> _DESCRIPTION OF THE TASK_
Pictures should be excluded; otherwise, copy every entry exactly.

> _SUPPLIED ENTRIES_
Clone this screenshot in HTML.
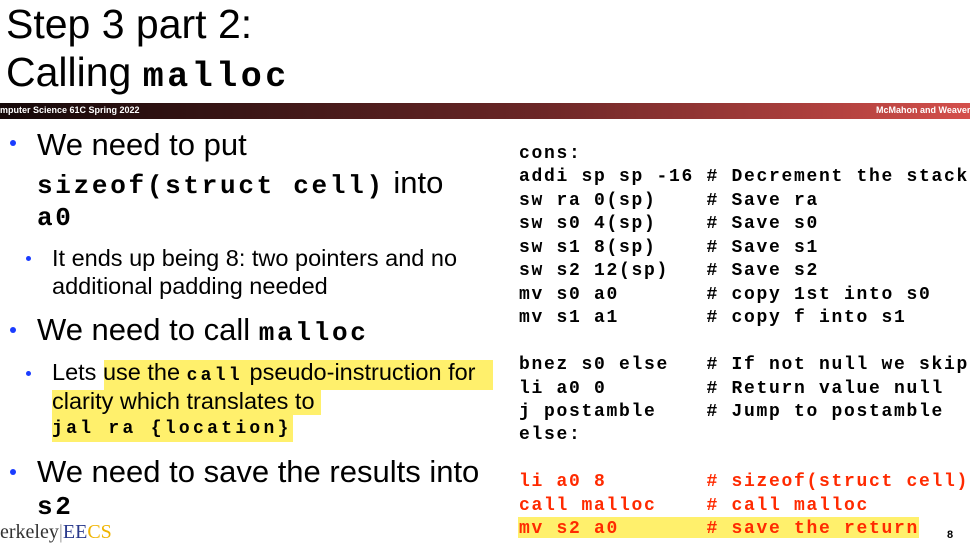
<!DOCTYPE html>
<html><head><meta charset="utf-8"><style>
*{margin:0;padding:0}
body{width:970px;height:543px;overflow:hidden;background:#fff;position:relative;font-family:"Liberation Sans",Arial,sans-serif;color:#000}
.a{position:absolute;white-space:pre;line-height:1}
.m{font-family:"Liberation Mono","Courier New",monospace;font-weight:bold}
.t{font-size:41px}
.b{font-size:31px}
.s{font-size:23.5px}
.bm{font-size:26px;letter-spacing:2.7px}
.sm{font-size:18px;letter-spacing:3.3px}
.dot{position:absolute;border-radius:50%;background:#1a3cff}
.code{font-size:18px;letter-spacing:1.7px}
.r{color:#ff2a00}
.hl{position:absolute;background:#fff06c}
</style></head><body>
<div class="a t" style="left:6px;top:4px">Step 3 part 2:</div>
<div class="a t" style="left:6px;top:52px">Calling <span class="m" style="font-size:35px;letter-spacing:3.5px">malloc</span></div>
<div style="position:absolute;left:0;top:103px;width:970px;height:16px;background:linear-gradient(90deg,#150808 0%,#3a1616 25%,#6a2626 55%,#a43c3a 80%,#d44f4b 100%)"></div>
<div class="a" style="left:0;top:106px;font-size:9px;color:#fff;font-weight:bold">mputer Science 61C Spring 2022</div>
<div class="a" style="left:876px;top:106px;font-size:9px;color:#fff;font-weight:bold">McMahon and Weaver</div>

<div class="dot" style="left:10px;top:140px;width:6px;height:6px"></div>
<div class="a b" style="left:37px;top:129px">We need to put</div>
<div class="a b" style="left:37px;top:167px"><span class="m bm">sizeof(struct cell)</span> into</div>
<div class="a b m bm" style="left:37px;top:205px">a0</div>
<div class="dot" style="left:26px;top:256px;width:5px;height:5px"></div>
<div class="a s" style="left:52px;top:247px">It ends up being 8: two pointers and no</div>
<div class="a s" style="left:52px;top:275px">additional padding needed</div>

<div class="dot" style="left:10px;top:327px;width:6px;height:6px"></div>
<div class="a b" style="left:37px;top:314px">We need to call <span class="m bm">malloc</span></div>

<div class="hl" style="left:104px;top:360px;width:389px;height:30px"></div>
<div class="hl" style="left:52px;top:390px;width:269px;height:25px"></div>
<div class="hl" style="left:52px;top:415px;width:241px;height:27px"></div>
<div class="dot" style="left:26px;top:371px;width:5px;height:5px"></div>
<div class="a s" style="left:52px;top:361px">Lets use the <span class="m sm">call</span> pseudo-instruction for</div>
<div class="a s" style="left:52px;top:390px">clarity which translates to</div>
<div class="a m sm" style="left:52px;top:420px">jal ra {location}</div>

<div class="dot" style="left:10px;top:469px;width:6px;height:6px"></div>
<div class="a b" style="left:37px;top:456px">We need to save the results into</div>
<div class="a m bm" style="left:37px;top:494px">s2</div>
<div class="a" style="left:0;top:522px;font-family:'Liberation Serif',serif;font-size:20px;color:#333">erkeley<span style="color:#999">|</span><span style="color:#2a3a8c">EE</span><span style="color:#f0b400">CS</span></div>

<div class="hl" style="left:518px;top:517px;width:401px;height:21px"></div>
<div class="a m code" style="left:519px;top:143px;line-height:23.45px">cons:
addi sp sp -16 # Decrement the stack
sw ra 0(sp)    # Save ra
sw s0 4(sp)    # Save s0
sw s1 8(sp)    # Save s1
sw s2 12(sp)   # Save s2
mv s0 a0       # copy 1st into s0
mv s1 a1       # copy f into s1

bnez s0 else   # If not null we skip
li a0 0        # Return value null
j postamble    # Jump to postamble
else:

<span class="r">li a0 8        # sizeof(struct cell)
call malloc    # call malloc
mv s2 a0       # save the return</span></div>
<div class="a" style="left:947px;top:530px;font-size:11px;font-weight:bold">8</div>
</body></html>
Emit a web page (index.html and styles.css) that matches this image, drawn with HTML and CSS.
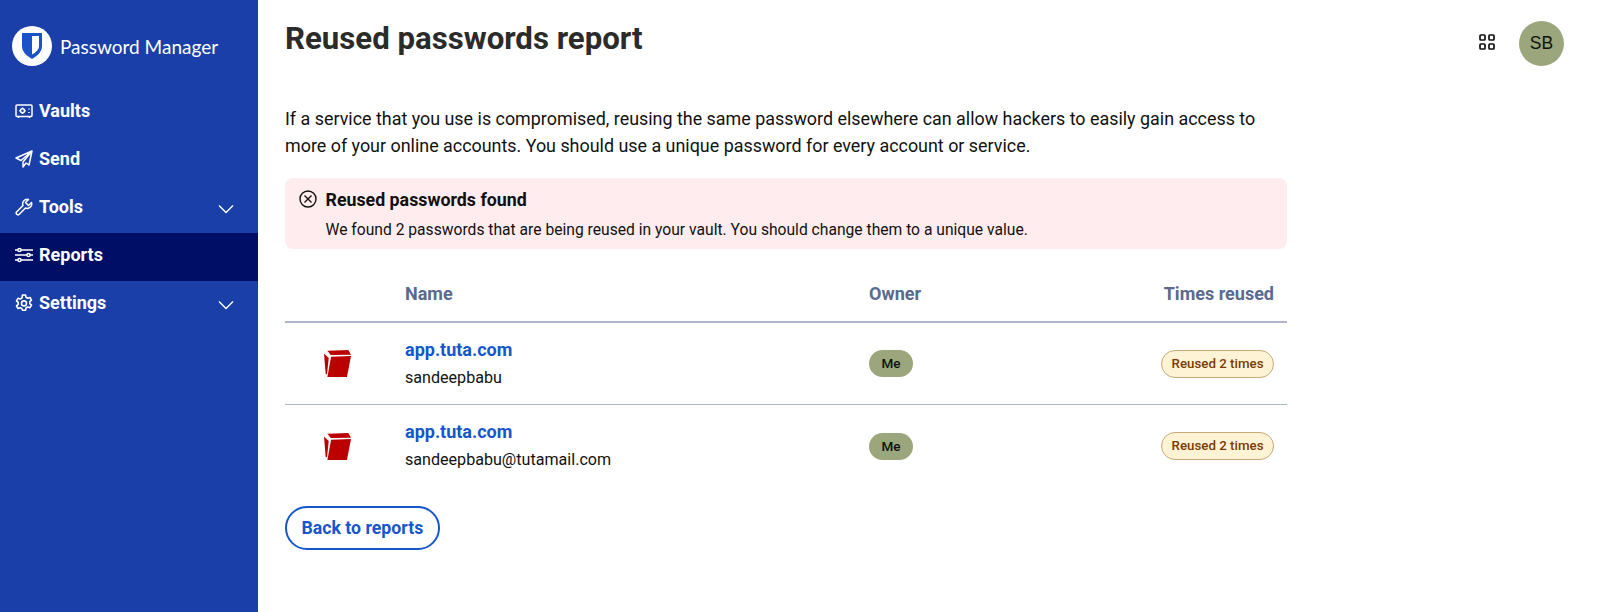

> _TASK ANSWER_
Clone this screenshot in HTML.
<!DOCTYPE html>
<html><head><meta charset="utf-8"><style>
*{margin:0;padding:0}
body{width:970px;height:543px;overflow:hidden;background:#fff;position:relative;font-family:"Liberation Sans",Arial,sans-serif;color:#000}
.a{position:absolute;white-space:pre;line-height:1}
.m{font-family:"Liberation Mono","Courier New",monospace;font-weight:bold}
.t{font-size:41px}
.b{font-size:31px}
.s{font-size:23.5px}
.bm{font-size:26px;letter-spacing:2.7px}
.sm{font-size:18px;letter-spacing:3.3px}
.dot{position:absolute;border-radius:50%;background:#1a3cff}
.code{font-size:18px;letter-spacing:1.7px}
.r{color:#ff2a00}
.hl{position:absolute;background:#fff06c}
</style></head><body>
<div class="a t" style="left:6px;top:4px">Step 3 part 2:</div>
<div class="a t" style="left:6px;top:52px">Calling <span class="m" style="font-size:35px;letter-spacing:3.5px">malloc</span></div>
<div style="position:absolute;left:0;top:103px;width:970px;height:16px;background:linear-gradient(90deg,#150808 0%,#3a1616 25%,#6a2626 55%,#a43c3a 80%,#d44f4b 100%)"></div>
<div class="a" style="left:0;top:106px;font-size:9px;color:#fff;font-weight:bold">mputer Science 61C Spring 2022</div>
<div class="a" style="left:876px;top:106px;font-size:9px;color:#fff;font-weight:bold">McMahon and Weaver</div>

<div class="dot" style="left:10px;top:140px;width:6px;height:6px"></div>
<div class="a b" style="left:37px;top:129px">We need to put</div>
<div class="a b" style="left:37px;top:167px"><span class="m bm">sizeof(struct cell)</span> into</div>
<div class="a b m bm" style="left:37px;top:205px">a0</div>
<div class="dot" style="left:26px;top:256px;width:5px;height:5px"></div>
<div class="a s" style="left:52px;top:247px">It ends up being 8: two pointers and no</div>
<div class="a s" style="left:52px;top:275px">additional padding needed</div>

<div class="dot" style="left:10px;top:327px;width:6px;height:6px"></div>
<div class="a b" style="left:37px;top:314px">We need to call <span class="m bm">malloc</span></div>

<div class="hl" style="left:104px;top:360px;width:389px;height:30px"></div>
<div class="hl" style="left:52px;top:390px;width:269px;height:25px"></div>
<div class="hl" style="left:52px;top:415px;width:241px;height:27px"></div>
<div class="dot" style="left:26px;top:371px;width:5px;height:5px"></div>
<div class="a s" style="left:52px;top:361px">Lets use the <span class="m sm">call</span> pseudo-instruction for</div>
<div class="a s" style="left:52px;top:390px">clarity which translates to</div>
<div class="a m sm" style="left:52px;top:420px">jal ra {location}</div>

<div class="dot" style="left:10px;top:469px;width:6px;height:6px"></div>
<div class="a b" style="left:37px;top:456px">We need to save the results into</div>
<div class="a m bm" style="left:37px;top:494px">s2</div>
<div class="a" style="left:0;top:522px;font-family:'Liberation Serif',serif;font-size:20px;color:#333">erkeley<span style="color:#999">|</span><span style="color:#2a3a8c">EE</span><span style="color:#f0b400">CS</span></div>

<div class="hl" style="left:518px;top:517px;width:401px;height:21px"></div>
<div class="a m code" style="left:519px;top:143px;line-height:23.45px">cons:
addi sp sp -16 # Decrement the stack
sw ra 0(sp)    # Save ra
sw s0 4(sp)    # Save s0
sw s1 8(sp)    # Save s1
sw s2 12(sp)   # Save s2
mv s0 a0       # copy 1st into s0
mv s1 a1       # copy f into s1

bnez s0 else   # If not null we skip
li a0 0        # Return value null
j postamble    # Jump to postamble
else:

<span class="r">li a0 8        # sizeof(struct cell)
call malloc    # call malloc
mv s2 a0       # save the return</span></div>
<div class="a" style="left:947px;top:530px;font-size:11px;font-weight:bold">8</div>
</body></html>
Emit a web page (index.html and styles.css) that matches this image, drawn with HTML and CSS.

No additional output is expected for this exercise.